Un terrain pour 20.000 francs
En 1967, avec son épouse et leur fils qui vient de naître, Michael Zimmer quitte la grosse pomme. Grâce à la vente d’un tableau reçu en héritage (« Yo Picasso », célèbre autoportrait de l’artiste espagnol), la famille Zimmer récupère près de 300.000 dollars. De quoi «voir venir »… Au cours de leurs pérégrinations, ils débarquent à Saint-Martin en 1968. Naturellement, leur curiosité les pousse à effectuer la traversée jusqu’à Saint-Barthélemy. Un coup de foudre plus tard, en 1970, Michael Zimmer achète un terrain situé au bout de la plage de Ti Saint-Jean à Henri Gréaux. Pour une somme qui prête à sourire aujourd’hui : 20.000 francs.
En ces temps lointains au cours desquels l’esprit des visiteurs et nouveaux arrivants était davantage tourné vers la simplicité, la respiration et le partage, pas question de bâtir une villa en béton avec piscine. Sur son terrain, Michael Zimmer façonne un lieu qu’il va baptiser « The Camp ». Il est constitué de cases érigées sur le sable, à quelques mètres de la plage, sous les palmiers, d’une cuisine en plein air et d’un jardin tropical. Un esthétisme propre à l’île, en somme, auquel s’ajoute une volonté très « hippie », disait-on à l’époque, d’intégrer la nature environnante en la perturbant le moins possible.

Les « portes » du Camp toujours ouvertes
En ce lieu unique, Michael Zimmer convie ses amis new-yorkais, artistes, architectes et créateurs, à le rejoindre pour travailler sur leur œuvre, parler, réfléchir, mais aussi et surtout vivre joyeusement. « C'était un exemple visionnaire de « style de vie vert », ainsi qu'une pièce de théâtre savamment chorégraphiée que Michael mettait en scène, fumant, parlant, toujours un verre de rhum à la main, toujours amusant et généralement entouré d'une bande d'amis émerveillés », peut-on lire sur un site en ligne consacré à Michael Zimmer (http://themichaelzimmerarchives.com). Mais « Le Camp » n’est pas un site réservé aux New-Yorkais en visite. Ainsi, les « portes » sont toujours ouvertes et de nombreux Saint-Barth se joignent à la troupe mouvante. Marius Stakelborough ou Loulou Magras, par exemple, se mêlent aux artistes de passage parmi lesquels on retrouve la peintre Elaine de Kooning, Walter di Maria, Brice Marden, Jean-Michel Basquiat ou encore Julian Schnabel. « Il régnait une ambiance très hippie, décontractée mais très intellectuelle », souligne Charles Moreau.

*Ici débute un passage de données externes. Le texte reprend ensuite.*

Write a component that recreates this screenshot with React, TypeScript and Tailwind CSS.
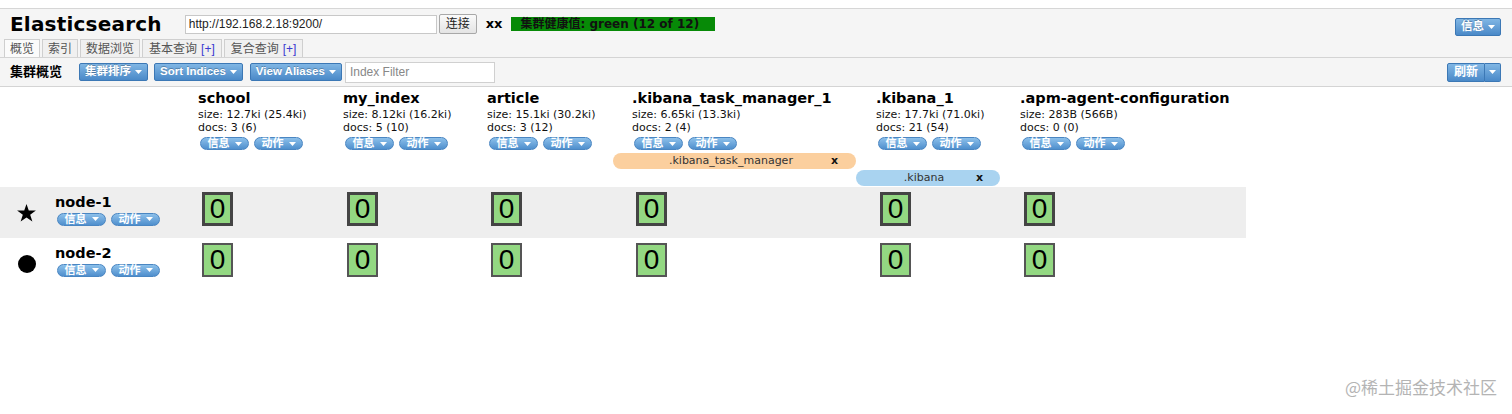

L’aventure dure près de 25 ans. Puis l’île change, peu à peu.
Lorsqu’elle tend à devenir un site de rassemblement pour les célébrités, Michael Zimmer s’éclipse. Ainsi, au début des années 1990, il vend le terrain du Camp et s’envole pour Grand Manan, au Canada. Il y crée le Musée de la sardine et du hareng dans une ancienne fumerie de l’île Fundi. Un lieu devenu patrimonial. Michael Zimmer décède le 12 octobre 2008 à l’âge de 74 ans.
L’exposition présentée par le Wall House sera constituée de pièces issues de prêts exceptionnels concédés par deux artistes majeurs : Brice Marden et Julian Schnabel. Le vernissage aura lieu ce vendredi 22 décembre à 18h30.